Treat it like real work.
Use Jira to:
- flag debt with labels
- plan debt work each sprint (example: 20% capacity)
- measure the effect on escaped defects
- connect debt items to business impact
Small investments here produce huge productivity gains.
5. Use AI agents and automation
AI has become essential for reducing low-value tasks.
Inside Jira, teams increasingly use:
- automated label assignment
- automated transitions
- auto-population of fields
- automated reminders
- AI agents that search across Confluence + Jira to surface context
This reduces how much developers work on administrative chores and allows more time for real software engineering.
6. Improve code review efficiency
Integrate Jira with GitHub, GitLab, Bitbucket, or Azure DevOps:
- show pull requests inside Jira
- track pull requests linked to issues
- measure review time spent
- detect bottlenecks (“5 PRs waiting on the same reviewer”)
Streamlined reviews = faster delivery and higher code quality.
7. Build clarity around business impact
Jira shines when it’s connected with business layers:
- customer tickets
- revenue impact
- operational tasks
- outcomes tracked in other systems
When engineers understand value, not just tasks, motivation increases and company goals become clearer.
It transforms Jira from a tracking tool into a compass.
8. Integrate Jira with other tools for one-team visibility
Complex organizations rarely use one system.
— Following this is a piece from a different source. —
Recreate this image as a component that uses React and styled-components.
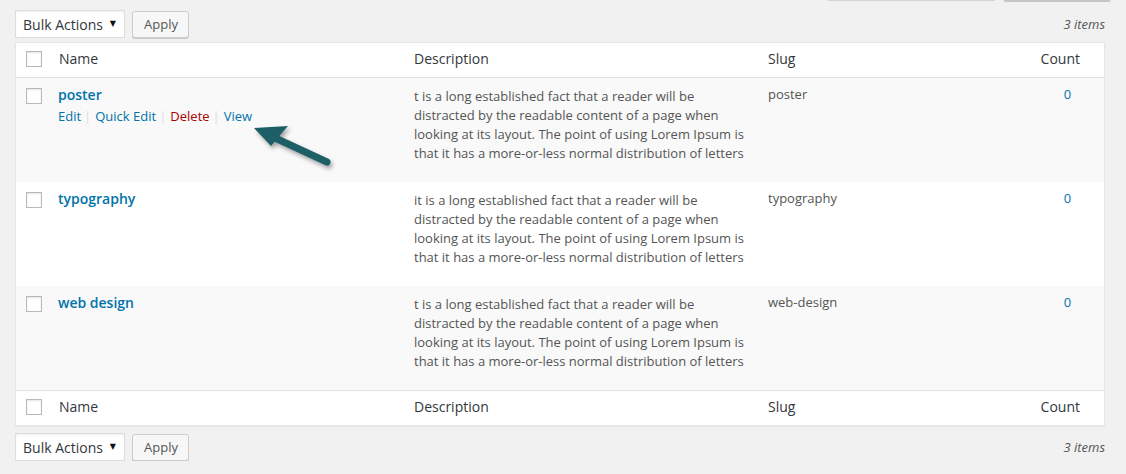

Support teams use ServiceNow; product teams use Jira; dev teams use Azure DevOps; sales teams use Salesforce.
Without reliable integration, everyone sees a different truth.
When Jira integrates with these systems:
- you get unified data
- teams avoid duplicating issues
- managers see cross-system portfolio management
- engineers avoid re-entering the same information
- system metrics align across the SDLC
- AI agents perform better with richer context
This is how organizations operate as one team, even at scale.

Are developer jobs stressful?
Yes — and it’s not because of coding.
It’s because of:
- systemic blockers
- unclear scope
- scattered information
- tasks that have no value
- constant interruptions
- poor tooling
- pressure to deliver faster without addressing root causes
Jira can’t fix everything, but when used well — aligned workflows, clear priorities, meaningful metrics, and a shared source of truth — it reduces chaos instead of creating more.
Final Thought: Improving developer productivity starts with clarity, not pressure
The most productive teams aren’t the ones that push harder — they’re the ones that see their system clearly.
Jira gives you that visibility:
- flow
- blockers
- debt
- quality
- value
- cross-tool context
- measurable outcomes
Combine that with thoughtful measurement, healthy team culture, and a clear focus on business impact, and you get an engineering organization that moves faster — not because people are stressed, but because the system finally works with them, not against them.